İbrahim El-Harbi (rh) İmam Ahmed’in (rh) öğrencisidir. Nice sıkıntılar çekmiş bir insandır.
O’nun 2 kız evladı ve bir de hanımı vardı. Bu aile efradı da onunla beraber nice sıkıntı-açlık çekmiştir.
Hanımı bir gün O’na der ki; “ Ey İbrahim, hadi ben açlığa karşı sabrettim varsayalım, peki bu iki kız çocuğu nasıl sabredecek?”
İbrahim ise; “Ne yapabilirim?” dedi.
Hanımı da ona; “Kitaplarını sat, bizim karnımızı doyur.” Dedi.
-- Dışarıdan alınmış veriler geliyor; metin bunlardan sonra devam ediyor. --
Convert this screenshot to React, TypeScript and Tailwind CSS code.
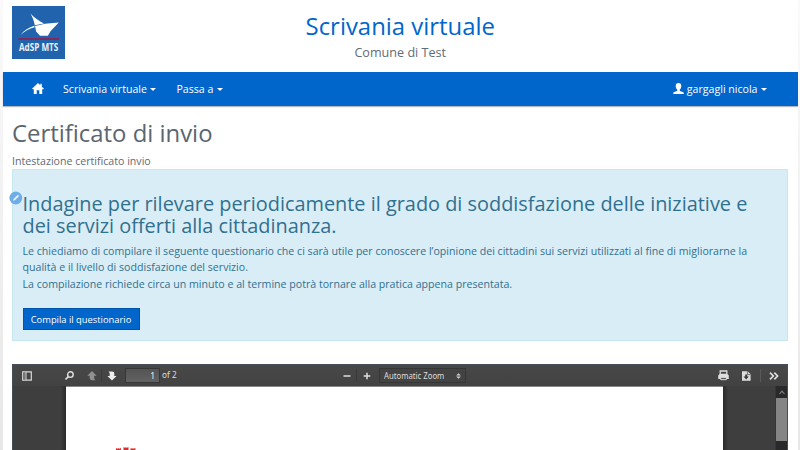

İbrahim ise hanımına; “Sabret, sabret” dedi.
Hanımı da bu kötü duruma büyük ve acı bir sabır ile sabretti.
Yani büyük ve acı bir sabırla sabretti…
İbrahim (rh) bir gün evinin kapısında oturmuştu. Bu alimlerin bir geleneğidir.
Sokağın sonunda yürümekte olan ve İbrahim El-Harbi’nin evini soruşturan bir adam dikkatini çekti.
İnsanlar da o adama: “İşte O’nun evi tam karşındadır” dediler.
Adam 2 deve ile beraber evin önüne geldi ve sordu: “İbrahim El-Harbi’nin evi neresidir?”
İbrahim El-Harbî cevapladı: “Burası”
Adam tekrar sordu: “İbrahim el-Harbi kimdir?”
İbrahim El-Harbî cevapladı: “Benim”
İbrahim El-Harbi sordu: “Ne istiyorsun?”
Yolcu cevapladı: “Horasan’dan bir adam sana bu iki devenin sırtında yüklü olan malzemeleri gönderdi. Ben de sana gönderilen bu iki devenin bekçisiyim. Aç kapıyı da girelim.”
İbrahim El-Harbi bu hiç beklenmedik bir durumdu.
Ardından eve girdi ve hanımına el çırptı (yolu boşaltması için haber verdi), hanımı da (misafirin geçmesi için) yolu boşalttı.
Adam da içeri girdi ve iki devenin sırtındaki yükleri boşalttı. Yüklerin içerisinde kağıt, bolca yiyecek ve çok kaliteli giysiler vardı.
İbrahim El-Harbi sordu: “Bunlar nereden geliyor?”
Adam cevap verdi: “Horansanlı bir adamdan geliyor”
İbrahim: “Kimdir o?”
Adam: “Bana ismini söylememem için yemin ettirdi. Söyleyemem”
Binaenaleyh, İbrahim El-Harbi açlığa hakkıyla sabretti, kitaplarından bir tanesini bile bunun için satmaya razı olmadı.
Zira kitaplar bir ilim adamının herşeyidir.
Yani insan, az bir şeye sahip olsa da hileye başvurmadan buna sabredebilir.
Ey kardeşim, yediğin en lezzetli lokma bile, bir müddet sonra diğerlerine benzeyecek, aynı tadı verecek.
Ama bu kitapların özü, her zaman seninle beraber kalacak.